━━━ RECORDED INFORMATION ━━━

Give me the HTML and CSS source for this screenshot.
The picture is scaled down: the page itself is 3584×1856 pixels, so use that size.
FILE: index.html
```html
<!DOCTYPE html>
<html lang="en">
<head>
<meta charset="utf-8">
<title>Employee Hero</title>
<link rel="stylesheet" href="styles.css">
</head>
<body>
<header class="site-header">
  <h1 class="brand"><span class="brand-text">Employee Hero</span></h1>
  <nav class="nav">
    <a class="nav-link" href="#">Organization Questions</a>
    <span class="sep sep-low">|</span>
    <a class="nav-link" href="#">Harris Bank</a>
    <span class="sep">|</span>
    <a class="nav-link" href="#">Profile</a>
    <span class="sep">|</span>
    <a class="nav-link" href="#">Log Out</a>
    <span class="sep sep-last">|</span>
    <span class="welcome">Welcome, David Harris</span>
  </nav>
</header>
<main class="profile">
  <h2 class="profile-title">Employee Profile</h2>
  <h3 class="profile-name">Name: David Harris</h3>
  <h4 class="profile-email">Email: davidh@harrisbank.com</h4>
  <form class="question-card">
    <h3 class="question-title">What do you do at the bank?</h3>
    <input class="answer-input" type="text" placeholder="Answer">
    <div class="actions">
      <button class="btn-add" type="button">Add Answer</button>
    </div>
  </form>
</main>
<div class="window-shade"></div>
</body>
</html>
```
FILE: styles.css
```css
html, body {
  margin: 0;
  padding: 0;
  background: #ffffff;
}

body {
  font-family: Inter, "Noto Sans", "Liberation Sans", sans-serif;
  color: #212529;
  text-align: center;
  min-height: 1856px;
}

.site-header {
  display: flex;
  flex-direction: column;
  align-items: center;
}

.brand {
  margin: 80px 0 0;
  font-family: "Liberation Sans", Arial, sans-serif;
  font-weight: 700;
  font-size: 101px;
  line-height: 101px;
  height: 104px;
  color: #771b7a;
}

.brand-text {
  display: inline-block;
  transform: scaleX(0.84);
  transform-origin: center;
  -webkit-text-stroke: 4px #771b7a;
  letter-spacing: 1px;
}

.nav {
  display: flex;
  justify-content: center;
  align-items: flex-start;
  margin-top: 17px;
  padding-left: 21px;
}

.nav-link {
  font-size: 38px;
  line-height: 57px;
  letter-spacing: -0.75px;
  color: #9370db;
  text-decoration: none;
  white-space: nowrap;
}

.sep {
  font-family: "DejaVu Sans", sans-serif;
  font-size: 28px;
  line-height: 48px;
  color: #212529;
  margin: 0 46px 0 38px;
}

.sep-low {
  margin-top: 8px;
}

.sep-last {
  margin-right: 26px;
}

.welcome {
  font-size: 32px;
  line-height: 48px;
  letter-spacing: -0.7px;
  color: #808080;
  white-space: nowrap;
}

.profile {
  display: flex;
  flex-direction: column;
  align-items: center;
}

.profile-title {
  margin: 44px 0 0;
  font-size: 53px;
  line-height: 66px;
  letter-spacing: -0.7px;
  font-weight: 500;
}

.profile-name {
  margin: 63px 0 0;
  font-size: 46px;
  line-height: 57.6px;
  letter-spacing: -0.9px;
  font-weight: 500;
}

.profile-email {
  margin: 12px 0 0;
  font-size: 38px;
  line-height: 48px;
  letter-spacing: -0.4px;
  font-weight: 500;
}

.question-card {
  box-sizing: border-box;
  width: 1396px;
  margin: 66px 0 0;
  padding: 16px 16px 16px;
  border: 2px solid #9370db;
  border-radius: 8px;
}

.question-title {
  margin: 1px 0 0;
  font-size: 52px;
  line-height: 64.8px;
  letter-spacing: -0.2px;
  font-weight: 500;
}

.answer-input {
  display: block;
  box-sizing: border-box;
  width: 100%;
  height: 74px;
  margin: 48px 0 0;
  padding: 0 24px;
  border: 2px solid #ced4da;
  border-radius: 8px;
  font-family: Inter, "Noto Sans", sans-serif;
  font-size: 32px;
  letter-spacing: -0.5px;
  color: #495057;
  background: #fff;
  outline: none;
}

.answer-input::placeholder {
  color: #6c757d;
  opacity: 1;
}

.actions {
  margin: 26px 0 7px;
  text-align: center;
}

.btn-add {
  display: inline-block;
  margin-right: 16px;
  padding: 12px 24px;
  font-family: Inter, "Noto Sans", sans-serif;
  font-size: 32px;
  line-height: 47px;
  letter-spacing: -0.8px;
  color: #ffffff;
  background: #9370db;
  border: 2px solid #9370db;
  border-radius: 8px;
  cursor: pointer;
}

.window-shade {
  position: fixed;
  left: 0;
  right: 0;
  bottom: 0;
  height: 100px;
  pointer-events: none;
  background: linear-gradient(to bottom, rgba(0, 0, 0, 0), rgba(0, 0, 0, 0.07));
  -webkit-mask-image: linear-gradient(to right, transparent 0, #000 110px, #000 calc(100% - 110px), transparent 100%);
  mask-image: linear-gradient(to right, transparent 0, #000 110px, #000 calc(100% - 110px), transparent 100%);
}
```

━━━
━━━ RECORDED INFORMATION ━━━

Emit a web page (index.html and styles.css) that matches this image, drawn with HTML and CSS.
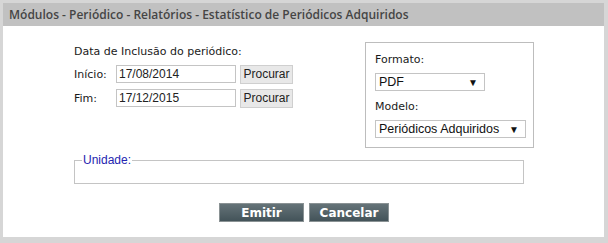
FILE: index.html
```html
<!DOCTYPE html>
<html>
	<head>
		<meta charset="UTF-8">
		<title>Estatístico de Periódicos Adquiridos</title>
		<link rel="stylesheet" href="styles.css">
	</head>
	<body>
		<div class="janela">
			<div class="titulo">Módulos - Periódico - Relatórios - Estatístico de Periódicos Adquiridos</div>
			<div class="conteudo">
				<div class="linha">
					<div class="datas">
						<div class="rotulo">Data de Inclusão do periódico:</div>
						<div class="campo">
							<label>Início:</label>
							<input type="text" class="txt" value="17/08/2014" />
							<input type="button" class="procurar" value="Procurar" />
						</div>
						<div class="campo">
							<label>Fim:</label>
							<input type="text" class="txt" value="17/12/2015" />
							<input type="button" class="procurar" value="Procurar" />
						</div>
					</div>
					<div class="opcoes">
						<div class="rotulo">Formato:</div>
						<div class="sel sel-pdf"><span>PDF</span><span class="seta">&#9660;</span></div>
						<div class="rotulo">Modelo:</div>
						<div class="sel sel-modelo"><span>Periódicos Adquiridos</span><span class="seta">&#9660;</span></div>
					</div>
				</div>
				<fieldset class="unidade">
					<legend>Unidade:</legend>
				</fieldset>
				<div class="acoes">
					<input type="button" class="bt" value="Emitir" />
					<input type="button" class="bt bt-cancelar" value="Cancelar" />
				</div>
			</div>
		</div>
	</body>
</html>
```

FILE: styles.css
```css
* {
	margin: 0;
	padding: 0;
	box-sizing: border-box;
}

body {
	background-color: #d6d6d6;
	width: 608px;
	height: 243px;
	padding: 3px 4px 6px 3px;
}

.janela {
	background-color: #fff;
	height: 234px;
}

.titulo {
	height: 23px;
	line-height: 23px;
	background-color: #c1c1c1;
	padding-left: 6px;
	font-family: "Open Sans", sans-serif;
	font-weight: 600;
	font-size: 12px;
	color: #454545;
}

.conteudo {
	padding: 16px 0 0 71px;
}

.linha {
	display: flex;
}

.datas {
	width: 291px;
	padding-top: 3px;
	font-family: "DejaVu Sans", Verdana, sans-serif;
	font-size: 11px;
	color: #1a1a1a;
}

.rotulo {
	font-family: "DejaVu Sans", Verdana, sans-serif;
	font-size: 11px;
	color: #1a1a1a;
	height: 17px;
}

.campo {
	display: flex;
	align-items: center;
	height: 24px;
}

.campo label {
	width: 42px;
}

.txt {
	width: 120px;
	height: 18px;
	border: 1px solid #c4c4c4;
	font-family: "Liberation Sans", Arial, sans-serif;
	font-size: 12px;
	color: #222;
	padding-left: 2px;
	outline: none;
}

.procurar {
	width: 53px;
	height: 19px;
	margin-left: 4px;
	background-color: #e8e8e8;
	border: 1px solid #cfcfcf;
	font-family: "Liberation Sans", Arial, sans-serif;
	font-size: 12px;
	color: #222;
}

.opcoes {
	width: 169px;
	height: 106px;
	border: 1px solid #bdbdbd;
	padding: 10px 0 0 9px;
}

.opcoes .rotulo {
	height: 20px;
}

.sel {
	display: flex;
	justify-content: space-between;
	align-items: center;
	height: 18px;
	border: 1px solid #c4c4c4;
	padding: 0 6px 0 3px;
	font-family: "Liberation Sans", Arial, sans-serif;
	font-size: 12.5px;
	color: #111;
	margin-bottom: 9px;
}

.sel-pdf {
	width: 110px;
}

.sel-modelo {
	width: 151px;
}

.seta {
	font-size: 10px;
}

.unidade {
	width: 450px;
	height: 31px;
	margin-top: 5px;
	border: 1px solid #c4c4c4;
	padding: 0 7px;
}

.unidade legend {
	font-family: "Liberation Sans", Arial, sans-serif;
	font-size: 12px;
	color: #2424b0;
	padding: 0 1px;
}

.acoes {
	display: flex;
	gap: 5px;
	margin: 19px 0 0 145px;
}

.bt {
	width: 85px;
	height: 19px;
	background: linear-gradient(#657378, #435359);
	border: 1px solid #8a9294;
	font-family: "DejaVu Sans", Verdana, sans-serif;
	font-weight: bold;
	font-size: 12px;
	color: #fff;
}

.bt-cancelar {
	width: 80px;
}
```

━━━
━━━ RECORDED INFORMATION ━━━

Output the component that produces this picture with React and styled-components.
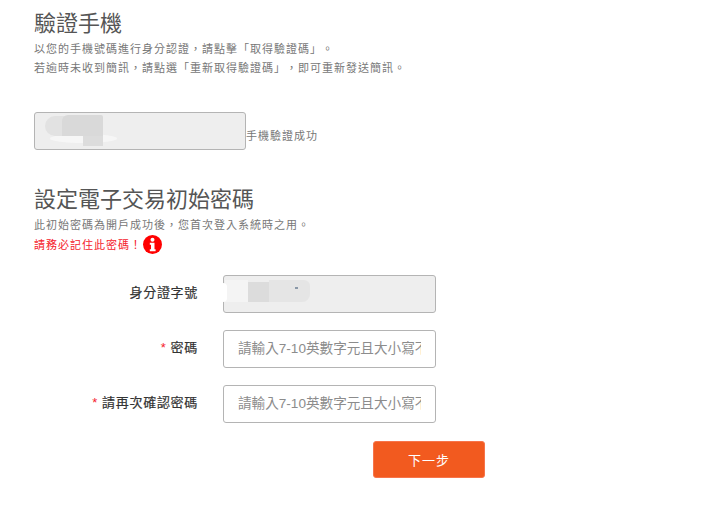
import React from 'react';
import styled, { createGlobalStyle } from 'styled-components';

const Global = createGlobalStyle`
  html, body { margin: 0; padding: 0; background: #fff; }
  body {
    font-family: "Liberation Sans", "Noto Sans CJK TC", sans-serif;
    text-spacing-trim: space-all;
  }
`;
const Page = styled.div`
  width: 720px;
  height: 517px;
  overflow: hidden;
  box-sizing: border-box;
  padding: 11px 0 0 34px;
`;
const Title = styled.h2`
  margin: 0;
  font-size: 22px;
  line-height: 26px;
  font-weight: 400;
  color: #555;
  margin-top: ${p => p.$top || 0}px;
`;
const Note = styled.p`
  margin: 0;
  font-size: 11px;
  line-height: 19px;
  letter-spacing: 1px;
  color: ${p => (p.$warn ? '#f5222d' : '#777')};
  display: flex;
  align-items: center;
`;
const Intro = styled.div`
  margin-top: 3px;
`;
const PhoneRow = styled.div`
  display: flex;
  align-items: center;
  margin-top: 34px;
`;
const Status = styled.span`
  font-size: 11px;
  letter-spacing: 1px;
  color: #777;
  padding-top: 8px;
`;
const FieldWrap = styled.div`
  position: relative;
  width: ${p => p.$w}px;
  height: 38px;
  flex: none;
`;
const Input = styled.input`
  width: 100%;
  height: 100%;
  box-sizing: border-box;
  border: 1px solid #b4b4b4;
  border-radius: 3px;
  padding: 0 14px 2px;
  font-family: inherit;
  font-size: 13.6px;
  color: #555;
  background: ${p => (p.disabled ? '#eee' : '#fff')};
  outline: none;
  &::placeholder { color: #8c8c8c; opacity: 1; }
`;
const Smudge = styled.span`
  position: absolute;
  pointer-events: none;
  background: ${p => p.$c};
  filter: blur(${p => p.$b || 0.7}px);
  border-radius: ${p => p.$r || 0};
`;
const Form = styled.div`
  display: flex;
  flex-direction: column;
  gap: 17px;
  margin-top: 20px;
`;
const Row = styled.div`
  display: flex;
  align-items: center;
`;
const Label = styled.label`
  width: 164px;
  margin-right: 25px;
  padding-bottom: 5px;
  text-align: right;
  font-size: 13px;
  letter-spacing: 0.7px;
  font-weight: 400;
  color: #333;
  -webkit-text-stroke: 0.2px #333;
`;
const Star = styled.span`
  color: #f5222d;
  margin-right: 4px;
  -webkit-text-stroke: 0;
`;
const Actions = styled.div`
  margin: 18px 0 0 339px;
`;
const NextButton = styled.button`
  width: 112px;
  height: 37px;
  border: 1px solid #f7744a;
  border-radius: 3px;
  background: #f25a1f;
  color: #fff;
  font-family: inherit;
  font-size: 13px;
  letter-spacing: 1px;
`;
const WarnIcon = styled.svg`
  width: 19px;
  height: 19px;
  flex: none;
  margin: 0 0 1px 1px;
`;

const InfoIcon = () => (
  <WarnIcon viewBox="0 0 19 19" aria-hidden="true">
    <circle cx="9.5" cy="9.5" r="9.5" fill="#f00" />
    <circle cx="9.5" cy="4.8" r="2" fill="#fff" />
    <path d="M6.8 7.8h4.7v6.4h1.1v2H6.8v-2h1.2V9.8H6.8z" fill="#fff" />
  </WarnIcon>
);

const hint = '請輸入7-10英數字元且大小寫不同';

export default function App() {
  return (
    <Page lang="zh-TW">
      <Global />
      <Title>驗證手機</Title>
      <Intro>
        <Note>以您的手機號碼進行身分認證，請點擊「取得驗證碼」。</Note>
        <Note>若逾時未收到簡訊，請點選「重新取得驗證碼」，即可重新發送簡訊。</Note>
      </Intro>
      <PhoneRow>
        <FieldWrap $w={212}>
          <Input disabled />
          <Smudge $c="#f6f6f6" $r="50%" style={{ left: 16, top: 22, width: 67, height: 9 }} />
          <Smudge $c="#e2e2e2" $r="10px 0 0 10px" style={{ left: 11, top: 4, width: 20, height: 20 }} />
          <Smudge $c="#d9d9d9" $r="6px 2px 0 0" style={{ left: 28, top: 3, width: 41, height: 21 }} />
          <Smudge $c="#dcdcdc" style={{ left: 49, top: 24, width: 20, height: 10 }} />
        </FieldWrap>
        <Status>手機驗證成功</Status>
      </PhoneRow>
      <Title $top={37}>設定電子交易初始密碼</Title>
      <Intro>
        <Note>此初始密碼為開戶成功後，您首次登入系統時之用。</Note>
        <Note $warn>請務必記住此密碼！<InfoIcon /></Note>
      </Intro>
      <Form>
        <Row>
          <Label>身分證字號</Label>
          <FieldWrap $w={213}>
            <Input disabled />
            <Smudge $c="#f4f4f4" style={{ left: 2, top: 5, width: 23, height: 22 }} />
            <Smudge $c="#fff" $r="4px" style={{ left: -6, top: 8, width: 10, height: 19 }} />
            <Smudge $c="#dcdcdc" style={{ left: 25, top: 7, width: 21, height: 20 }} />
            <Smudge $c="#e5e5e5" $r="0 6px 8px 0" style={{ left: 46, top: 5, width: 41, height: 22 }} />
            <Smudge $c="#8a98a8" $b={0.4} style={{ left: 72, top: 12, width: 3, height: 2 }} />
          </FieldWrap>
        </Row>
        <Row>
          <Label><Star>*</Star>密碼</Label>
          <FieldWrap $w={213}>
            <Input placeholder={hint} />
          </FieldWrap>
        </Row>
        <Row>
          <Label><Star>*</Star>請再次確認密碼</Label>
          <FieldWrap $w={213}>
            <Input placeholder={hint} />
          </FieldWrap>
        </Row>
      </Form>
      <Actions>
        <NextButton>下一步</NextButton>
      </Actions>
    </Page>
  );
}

━━━

Show the lines of the data that hold the word "React".

## SOLUTION TO THE PROBLEM:
Output the component that produces this picture with React and styled-components.
import React from 'react';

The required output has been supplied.